SET EXERCISE: From the listing below, pick out each line with the word "source".

AVAILABLE DATA:

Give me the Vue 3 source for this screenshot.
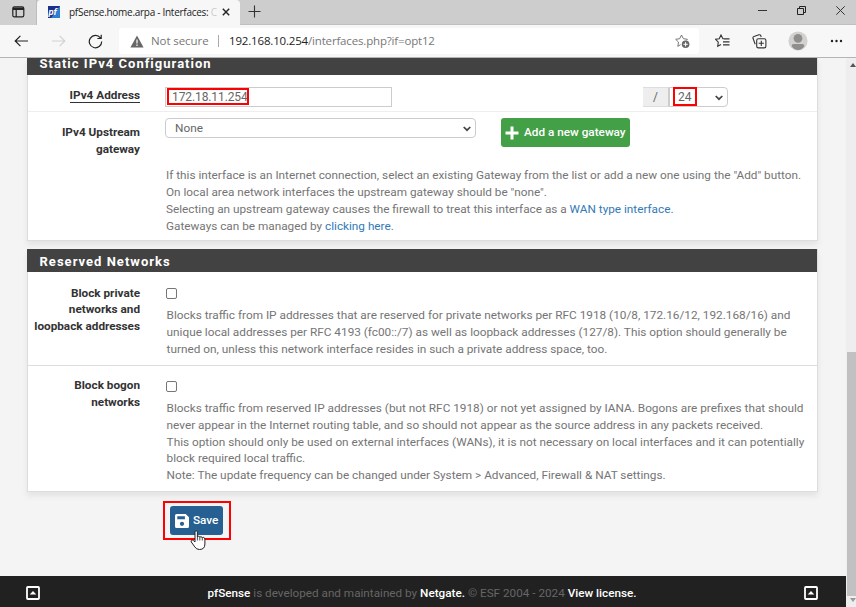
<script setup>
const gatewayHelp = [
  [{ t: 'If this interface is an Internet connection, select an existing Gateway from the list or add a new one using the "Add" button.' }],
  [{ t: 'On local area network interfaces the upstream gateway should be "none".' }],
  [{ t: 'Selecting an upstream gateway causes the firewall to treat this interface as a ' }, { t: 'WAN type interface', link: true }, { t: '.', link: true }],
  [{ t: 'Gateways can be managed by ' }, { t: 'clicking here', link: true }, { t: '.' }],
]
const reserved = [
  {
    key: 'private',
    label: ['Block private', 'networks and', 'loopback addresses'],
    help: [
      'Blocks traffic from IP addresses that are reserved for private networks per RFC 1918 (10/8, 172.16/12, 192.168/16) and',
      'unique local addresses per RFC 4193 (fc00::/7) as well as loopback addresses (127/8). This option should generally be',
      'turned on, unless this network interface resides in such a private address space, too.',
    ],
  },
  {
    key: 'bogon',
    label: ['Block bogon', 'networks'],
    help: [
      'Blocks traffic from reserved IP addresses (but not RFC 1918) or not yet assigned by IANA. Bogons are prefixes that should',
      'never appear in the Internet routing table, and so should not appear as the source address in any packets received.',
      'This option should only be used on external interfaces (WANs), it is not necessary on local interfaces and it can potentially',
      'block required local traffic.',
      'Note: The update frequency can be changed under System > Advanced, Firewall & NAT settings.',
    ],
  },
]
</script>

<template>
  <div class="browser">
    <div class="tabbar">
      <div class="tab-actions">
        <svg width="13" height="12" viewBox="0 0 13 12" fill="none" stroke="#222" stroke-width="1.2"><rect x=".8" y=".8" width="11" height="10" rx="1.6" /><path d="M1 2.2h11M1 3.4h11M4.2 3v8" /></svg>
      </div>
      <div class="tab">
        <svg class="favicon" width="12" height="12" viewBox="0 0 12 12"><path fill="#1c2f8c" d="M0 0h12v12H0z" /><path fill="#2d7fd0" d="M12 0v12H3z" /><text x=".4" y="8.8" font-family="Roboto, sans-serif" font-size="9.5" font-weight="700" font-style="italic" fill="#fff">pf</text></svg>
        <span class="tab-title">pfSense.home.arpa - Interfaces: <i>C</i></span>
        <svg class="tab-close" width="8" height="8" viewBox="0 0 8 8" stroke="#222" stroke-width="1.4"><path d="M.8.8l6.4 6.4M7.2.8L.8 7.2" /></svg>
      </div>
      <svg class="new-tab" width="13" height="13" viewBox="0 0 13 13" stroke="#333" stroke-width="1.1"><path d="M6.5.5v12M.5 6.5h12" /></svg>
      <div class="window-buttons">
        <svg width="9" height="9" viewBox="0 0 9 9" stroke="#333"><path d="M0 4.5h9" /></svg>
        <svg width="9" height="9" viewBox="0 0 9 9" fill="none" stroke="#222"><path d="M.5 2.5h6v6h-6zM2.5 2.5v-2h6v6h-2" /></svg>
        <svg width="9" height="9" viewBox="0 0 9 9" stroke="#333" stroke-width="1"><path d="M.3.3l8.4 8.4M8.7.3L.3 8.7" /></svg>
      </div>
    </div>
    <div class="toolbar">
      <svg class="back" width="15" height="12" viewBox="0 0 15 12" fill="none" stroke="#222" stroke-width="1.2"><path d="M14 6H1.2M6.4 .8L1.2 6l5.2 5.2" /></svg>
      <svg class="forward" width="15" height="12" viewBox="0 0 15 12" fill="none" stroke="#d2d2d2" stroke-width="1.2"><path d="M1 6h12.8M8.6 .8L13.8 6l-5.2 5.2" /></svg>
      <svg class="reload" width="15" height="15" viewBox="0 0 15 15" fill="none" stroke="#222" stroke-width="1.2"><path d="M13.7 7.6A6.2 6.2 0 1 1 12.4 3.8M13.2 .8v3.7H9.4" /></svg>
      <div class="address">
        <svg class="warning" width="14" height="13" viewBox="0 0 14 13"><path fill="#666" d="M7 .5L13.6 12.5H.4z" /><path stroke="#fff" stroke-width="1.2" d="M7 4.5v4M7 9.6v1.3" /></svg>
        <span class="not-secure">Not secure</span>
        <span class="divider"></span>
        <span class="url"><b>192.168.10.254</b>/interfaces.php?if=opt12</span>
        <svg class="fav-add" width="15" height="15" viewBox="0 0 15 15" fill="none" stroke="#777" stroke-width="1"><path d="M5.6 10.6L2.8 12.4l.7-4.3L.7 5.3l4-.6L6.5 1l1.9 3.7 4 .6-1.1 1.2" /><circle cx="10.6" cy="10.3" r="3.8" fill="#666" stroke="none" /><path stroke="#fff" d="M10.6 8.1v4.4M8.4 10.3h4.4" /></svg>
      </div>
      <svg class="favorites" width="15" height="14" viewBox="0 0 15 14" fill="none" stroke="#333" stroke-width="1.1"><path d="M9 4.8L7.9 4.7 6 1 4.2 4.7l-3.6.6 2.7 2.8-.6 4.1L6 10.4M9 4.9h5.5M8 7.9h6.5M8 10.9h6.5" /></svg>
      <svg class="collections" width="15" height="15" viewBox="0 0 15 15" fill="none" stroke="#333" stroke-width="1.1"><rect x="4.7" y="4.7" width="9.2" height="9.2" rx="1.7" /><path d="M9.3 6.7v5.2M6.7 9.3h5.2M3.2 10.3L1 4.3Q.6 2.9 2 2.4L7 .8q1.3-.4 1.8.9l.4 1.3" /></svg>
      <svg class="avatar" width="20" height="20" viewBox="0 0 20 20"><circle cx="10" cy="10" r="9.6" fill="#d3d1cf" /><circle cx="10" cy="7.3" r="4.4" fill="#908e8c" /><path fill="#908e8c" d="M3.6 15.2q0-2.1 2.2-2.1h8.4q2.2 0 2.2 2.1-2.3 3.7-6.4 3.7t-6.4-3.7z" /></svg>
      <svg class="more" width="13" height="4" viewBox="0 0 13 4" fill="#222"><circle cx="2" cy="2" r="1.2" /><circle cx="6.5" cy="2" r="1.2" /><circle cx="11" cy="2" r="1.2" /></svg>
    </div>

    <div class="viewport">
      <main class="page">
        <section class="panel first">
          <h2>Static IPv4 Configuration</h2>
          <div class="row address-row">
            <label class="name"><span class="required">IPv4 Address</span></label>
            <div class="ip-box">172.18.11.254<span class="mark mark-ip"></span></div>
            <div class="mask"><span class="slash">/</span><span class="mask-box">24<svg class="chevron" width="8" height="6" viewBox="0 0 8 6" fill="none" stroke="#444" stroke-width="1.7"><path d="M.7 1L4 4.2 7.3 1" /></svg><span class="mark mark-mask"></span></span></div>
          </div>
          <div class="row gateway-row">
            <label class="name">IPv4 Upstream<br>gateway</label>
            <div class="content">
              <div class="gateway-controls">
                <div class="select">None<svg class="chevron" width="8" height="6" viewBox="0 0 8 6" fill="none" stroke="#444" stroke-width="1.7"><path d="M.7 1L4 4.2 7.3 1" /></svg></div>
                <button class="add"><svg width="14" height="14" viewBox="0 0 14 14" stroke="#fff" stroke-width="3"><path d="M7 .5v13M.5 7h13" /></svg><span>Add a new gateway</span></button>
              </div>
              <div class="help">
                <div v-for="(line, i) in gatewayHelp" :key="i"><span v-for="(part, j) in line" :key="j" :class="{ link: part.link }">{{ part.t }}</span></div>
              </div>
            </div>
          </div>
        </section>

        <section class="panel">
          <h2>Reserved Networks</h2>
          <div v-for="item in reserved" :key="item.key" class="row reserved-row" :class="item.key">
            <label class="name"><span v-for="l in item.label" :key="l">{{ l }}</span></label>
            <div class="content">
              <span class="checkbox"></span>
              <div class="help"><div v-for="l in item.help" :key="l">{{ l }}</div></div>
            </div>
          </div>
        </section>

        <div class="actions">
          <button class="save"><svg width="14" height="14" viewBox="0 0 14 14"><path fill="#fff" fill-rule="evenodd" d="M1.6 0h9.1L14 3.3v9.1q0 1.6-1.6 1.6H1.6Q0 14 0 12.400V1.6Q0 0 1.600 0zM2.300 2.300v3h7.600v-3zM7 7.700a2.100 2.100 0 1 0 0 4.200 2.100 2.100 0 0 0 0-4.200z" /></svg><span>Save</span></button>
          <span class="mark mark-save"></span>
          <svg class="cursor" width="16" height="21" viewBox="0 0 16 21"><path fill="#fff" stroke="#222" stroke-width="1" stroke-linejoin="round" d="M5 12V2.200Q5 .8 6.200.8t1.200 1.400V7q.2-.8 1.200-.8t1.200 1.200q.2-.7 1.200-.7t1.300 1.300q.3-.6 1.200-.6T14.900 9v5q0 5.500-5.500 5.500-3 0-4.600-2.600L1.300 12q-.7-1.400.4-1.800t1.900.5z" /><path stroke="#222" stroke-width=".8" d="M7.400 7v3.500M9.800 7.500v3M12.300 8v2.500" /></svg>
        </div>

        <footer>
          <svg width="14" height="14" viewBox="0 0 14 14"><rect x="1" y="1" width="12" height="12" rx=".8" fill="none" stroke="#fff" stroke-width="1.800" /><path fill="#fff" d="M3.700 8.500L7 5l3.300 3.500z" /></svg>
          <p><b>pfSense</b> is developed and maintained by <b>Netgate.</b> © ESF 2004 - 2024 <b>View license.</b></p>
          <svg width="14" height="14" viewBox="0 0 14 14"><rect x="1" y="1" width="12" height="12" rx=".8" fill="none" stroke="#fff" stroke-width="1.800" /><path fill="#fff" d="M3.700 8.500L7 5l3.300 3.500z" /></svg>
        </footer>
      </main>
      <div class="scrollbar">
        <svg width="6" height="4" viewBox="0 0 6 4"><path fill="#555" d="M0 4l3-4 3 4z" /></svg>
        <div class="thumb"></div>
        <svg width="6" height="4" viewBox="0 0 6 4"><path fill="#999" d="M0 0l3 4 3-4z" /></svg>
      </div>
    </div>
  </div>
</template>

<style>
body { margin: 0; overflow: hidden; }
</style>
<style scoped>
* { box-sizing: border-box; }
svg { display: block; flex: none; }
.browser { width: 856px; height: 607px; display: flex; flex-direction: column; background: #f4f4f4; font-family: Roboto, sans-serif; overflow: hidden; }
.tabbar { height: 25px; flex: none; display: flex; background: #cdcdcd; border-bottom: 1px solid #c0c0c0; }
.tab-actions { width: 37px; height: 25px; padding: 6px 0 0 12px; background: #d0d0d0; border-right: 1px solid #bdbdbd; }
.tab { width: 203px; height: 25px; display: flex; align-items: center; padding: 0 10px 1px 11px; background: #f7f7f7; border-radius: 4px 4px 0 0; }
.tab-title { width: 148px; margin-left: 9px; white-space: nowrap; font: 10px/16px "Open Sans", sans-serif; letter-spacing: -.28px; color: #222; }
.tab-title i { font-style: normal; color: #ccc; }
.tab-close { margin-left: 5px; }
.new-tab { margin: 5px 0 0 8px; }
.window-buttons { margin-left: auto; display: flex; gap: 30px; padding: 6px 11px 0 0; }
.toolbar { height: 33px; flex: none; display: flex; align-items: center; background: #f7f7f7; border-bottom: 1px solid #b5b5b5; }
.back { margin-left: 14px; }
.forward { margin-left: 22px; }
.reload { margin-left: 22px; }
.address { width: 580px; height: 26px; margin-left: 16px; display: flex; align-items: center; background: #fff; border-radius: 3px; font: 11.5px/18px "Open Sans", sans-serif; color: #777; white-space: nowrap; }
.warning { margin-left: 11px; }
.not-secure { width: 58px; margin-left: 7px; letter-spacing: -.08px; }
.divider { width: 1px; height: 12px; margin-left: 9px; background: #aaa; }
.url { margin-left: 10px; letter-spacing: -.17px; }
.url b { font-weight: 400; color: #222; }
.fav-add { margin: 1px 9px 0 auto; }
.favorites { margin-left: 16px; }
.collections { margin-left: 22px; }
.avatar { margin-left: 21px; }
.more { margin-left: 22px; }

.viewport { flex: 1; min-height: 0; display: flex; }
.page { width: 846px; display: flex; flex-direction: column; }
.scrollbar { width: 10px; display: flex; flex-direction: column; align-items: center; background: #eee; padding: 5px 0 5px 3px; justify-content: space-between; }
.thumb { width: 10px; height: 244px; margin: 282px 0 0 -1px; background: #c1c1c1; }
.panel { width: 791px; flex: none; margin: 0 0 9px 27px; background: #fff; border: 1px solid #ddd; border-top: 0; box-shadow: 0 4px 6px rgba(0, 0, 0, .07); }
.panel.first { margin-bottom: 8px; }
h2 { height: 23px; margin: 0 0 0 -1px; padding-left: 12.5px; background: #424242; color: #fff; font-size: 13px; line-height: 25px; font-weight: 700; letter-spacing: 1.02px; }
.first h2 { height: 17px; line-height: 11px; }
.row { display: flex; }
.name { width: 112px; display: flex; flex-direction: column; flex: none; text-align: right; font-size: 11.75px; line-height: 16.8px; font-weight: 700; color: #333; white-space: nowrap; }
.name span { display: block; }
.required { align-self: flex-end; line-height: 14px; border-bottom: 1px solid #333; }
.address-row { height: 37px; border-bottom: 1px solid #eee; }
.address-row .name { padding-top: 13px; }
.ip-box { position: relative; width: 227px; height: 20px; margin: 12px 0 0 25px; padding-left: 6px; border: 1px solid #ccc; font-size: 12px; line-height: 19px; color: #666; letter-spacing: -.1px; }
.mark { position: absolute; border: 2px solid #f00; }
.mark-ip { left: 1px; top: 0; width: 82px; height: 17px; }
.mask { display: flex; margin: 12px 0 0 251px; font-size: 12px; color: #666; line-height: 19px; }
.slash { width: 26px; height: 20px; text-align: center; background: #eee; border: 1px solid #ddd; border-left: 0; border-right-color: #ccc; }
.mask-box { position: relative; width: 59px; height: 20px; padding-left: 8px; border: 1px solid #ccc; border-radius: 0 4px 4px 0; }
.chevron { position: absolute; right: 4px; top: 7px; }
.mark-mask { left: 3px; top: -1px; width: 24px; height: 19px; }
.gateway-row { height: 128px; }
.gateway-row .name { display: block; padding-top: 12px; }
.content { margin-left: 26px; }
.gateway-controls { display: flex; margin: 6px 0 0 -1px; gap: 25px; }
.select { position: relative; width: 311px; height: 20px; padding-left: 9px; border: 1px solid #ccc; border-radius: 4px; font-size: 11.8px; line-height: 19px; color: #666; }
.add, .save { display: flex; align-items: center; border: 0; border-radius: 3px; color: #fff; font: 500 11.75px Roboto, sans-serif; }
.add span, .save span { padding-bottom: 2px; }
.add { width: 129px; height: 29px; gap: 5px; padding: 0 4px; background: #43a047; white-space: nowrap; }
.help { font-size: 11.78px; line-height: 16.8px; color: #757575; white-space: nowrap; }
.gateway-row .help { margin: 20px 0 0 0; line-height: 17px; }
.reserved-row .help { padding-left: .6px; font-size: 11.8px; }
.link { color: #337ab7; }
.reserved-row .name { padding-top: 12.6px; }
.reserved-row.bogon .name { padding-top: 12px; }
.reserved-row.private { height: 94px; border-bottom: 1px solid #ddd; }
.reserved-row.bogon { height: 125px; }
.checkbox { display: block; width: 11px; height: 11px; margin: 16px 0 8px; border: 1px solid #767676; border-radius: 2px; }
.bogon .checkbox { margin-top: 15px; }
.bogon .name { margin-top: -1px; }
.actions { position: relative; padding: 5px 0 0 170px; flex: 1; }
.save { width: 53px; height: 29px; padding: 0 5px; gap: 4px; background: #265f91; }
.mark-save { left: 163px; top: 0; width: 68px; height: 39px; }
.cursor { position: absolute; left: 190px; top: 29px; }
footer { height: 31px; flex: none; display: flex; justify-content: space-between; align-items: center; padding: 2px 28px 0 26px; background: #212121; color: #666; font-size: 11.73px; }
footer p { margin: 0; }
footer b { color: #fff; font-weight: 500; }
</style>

TASK SOLUTION:
Give me the Vue 3 source for this screenshot.
      'never appear in the Internet routing table, and so should not appear as the source address in any packets received.',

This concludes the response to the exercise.